Task brief: Copy exactly, and only, the lines starting at the line with "Generate a component" and ending at the line with "import React from 'react';". Leave every picture out of the copy.

* Start *

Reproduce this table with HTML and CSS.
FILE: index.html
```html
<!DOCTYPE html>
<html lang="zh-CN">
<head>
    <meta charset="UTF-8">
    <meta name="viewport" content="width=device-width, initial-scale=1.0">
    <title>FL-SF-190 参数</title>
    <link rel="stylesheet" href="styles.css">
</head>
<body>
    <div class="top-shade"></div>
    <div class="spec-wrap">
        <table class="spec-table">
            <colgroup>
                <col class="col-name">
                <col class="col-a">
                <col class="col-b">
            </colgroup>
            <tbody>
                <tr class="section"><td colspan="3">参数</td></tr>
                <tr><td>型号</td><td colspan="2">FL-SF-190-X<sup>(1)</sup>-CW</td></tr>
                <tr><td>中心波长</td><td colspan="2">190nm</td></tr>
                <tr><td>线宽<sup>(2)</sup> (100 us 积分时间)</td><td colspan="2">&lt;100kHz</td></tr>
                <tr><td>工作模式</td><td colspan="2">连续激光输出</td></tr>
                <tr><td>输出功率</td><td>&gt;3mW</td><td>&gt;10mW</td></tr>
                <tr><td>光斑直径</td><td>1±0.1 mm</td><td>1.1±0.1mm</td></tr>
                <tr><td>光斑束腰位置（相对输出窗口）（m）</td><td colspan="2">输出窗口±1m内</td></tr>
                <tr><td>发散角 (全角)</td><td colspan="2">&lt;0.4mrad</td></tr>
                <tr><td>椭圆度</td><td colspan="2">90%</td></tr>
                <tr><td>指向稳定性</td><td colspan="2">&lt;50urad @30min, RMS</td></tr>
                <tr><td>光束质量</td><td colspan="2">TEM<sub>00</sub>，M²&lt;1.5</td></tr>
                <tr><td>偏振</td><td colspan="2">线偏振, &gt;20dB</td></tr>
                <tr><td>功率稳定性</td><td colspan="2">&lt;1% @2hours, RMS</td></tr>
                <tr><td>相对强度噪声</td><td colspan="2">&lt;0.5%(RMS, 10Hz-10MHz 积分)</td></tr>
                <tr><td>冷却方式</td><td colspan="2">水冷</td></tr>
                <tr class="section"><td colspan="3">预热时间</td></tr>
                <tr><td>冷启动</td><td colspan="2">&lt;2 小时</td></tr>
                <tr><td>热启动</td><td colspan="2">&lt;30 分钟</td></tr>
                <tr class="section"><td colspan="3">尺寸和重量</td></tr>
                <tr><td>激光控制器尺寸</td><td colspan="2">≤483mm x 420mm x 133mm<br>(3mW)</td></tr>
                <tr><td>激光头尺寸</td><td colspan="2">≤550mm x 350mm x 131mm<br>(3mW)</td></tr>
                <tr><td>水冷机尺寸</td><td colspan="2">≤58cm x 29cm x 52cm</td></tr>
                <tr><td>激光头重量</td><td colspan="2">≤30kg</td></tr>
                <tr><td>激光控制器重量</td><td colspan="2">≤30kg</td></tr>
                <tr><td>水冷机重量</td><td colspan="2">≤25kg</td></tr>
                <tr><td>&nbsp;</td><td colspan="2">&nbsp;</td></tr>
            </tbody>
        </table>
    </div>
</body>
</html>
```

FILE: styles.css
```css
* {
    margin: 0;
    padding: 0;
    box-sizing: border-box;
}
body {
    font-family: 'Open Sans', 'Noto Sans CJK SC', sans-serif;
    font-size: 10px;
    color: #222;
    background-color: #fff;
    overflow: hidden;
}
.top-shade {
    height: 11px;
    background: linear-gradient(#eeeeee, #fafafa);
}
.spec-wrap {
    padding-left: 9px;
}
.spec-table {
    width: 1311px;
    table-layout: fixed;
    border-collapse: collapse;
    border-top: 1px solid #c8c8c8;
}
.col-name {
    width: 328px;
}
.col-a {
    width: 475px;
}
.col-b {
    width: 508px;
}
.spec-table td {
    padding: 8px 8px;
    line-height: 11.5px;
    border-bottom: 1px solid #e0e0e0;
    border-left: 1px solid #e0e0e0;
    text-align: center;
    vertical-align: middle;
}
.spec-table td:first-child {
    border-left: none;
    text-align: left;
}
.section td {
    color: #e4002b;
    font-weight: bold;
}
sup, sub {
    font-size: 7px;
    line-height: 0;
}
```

* End *
* Start *

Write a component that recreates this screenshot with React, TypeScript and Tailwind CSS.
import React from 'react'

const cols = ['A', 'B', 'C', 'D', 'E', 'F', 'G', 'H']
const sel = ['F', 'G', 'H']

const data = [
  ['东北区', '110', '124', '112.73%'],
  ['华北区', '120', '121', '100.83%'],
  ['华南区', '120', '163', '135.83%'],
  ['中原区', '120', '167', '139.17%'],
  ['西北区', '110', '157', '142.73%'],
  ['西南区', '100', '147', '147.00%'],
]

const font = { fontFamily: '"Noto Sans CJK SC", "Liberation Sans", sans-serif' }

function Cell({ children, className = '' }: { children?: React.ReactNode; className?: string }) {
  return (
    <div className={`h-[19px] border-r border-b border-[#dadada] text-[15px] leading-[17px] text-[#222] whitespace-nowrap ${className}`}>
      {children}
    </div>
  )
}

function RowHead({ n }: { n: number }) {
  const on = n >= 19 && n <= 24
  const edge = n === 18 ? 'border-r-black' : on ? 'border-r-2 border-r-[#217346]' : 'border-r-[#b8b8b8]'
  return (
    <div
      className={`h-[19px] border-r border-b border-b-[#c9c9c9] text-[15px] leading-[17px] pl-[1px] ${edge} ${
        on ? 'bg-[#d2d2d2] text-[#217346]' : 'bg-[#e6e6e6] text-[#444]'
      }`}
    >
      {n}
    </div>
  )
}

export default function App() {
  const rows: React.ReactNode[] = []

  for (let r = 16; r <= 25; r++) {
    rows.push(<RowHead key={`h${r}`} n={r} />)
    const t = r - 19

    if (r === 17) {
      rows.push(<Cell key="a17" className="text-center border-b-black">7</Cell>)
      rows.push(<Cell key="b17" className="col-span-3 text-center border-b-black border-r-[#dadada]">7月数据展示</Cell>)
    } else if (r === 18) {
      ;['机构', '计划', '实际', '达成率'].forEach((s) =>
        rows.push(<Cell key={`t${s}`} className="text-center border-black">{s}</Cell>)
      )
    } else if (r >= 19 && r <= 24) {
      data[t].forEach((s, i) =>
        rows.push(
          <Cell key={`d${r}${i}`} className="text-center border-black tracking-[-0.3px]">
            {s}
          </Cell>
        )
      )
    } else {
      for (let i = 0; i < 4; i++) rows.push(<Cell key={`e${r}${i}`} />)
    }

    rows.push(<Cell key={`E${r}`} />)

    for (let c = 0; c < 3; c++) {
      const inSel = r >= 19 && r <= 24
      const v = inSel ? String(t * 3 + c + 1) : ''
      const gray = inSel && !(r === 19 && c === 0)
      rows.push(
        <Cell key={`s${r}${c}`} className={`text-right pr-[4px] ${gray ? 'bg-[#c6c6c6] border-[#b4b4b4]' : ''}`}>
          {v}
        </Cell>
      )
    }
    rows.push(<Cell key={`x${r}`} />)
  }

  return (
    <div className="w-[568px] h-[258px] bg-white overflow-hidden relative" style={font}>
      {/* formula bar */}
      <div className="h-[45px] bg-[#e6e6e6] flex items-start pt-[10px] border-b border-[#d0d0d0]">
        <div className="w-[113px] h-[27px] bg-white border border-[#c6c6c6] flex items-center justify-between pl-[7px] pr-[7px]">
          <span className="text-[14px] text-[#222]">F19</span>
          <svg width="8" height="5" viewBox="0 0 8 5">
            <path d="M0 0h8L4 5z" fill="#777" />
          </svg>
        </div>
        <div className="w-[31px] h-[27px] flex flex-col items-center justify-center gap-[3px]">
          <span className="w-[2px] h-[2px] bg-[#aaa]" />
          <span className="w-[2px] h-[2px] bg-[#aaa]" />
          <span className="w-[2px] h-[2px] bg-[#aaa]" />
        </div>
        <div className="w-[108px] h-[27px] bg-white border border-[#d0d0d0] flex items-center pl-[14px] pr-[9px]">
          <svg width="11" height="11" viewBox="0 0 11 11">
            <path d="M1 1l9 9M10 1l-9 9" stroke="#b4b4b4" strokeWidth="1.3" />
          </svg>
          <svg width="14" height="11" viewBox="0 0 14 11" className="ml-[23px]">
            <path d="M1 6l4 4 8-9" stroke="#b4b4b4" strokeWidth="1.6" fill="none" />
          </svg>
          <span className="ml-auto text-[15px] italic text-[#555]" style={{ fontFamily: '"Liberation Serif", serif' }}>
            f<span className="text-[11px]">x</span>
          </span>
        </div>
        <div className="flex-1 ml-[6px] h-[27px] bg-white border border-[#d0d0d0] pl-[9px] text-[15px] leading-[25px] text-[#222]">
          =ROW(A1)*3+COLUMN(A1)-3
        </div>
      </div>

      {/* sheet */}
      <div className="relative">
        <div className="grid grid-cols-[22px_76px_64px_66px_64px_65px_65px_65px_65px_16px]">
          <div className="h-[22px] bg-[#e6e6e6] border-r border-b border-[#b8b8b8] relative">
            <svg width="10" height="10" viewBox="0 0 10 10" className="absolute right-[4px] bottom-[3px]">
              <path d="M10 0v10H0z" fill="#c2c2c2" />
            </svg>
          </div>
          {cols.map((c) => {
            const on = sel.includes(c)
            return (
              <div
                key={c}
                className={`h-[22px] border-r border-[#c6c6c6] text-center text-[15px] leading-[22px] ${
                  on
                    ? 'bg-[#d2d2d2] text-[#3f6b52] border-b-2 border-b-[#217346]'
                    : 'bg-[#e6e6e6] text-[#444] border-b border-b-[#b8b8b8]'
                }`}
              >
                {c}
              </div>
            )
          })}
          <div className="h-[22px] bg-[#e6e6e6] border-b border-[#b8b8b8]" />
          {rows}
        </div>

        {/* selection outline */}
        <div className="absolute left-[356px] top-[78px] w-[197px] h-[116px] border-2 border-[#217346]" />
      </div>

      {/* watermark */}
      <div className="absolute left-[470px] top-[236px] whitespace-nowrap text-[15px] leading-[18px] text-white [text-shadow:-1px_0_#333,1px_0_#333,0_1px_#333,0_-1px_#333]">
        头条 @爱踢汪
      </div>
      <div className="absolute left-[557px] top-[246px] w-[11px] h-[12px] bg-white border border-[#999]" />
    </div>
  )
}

* End *
* Start *

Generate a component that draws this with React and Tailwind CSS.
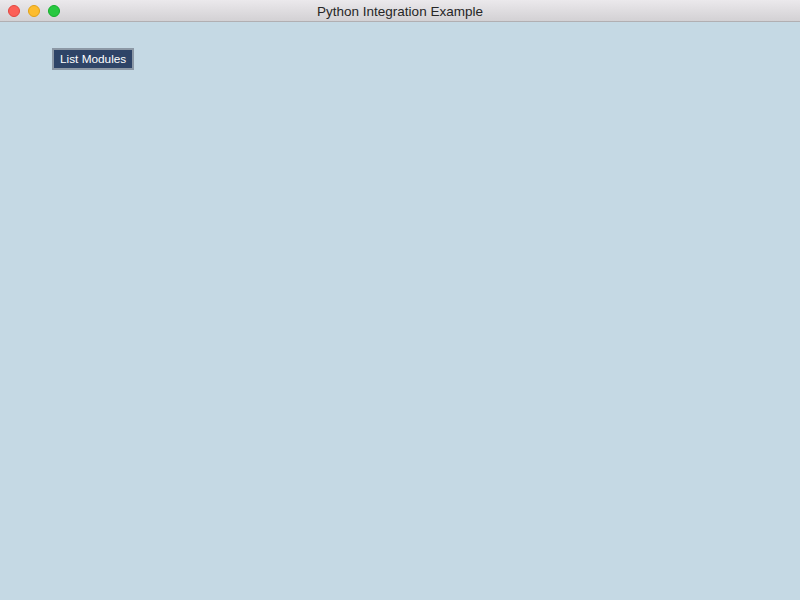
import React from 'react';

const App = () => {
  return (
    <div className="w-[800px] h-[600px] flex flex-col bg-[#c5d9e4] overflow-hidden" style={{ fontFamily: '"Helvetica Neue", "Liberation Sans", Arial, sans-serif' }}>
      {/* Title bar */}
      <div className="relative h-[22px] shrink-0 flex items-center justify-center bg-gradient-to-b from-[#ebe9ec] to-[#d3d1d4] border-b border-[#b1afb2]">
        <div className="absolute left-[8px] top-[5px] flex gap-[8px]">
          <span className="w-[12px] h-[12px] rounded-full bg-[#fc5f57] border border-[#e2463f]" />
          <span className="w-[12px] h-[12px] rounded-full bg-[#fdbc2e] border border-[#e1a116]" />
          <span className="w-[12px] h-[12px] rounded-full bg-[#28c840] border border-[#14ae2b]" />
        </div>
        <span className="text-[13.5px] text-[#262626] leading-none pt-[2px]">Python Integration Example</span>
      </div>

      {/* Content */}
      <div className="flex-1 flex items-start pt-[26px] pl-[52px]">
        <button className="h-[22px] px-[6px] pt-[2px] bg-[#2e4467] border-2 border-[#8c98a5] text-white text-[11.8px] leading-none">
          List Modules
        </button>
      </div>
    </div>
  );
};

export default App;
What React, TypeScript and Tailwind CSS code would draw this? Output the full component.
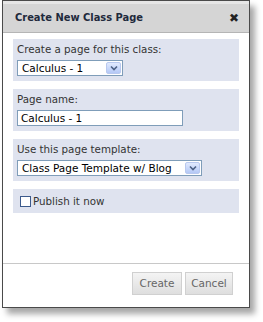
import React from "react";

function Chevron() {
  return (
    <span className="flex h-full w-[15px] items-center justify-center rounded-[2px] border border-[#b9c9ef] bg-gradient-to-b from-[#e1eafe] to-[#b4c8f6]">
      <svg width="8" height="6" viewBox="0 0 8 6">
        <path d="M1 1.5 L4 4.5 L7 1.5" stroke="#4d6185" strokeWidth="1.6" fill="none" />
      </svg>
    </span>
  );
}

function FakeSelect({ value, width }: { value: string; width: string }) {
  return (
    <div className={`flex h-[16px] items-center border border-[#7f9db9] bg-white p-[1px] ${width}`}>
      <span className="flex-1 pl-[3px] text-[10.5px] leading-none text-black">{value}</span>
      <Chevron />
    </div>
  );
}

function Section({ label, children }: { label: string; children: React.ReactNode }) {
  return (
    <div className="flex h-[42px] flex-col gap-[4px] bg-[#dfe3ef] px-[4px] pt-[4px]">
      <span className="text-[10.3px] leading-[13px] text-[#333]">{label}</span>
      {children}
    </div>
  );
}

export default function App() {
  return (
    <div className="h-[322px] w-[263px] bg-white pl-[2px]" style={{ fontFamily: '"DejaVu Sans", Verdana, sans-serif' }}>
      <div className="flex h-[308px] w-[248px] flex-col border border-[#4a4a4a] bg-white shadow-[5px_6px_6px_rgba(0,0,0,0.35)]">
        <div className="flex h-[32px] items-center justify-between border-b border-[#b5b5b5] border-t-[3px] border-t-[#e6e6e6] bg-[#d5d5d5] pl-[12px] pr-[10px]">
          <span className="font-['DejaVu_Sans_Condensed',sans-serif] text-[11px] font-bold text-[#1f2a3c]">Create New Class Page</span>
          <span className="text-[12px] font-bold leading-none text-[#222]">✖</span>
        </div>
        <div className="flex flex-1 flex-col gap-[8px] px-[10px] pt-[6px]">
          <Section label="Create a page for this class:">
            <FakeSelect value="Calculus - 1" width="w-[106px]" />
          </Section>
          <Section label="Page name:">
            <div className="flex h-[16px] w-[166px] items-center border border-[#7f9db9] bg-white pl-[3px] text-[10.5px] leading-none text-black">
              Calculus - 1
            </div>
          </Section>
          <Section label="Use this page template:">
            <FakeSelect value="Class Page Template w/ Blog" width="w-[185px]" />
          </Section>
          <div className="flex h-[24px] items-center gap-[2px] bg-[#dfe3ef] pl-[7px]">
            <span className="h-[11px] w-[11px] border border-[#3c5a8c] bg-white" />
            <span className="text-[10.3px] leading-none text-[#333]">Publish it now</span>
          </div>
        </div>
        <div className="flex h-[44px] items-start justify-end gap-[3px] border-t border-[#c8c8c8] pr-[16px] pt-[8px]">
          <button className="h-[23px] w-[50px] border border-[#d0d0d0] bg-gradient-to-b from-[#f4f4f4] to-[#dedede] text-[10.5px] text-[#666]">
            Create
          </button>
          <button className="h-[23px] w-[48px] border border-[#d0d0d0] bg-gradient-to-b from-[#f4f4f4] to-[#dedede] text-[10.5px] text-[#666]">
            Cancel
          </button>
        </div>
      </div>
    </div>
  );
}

* End *

Response to this task:
Generate a component that draws this with React and Tailwind CSS.
import React from 'react';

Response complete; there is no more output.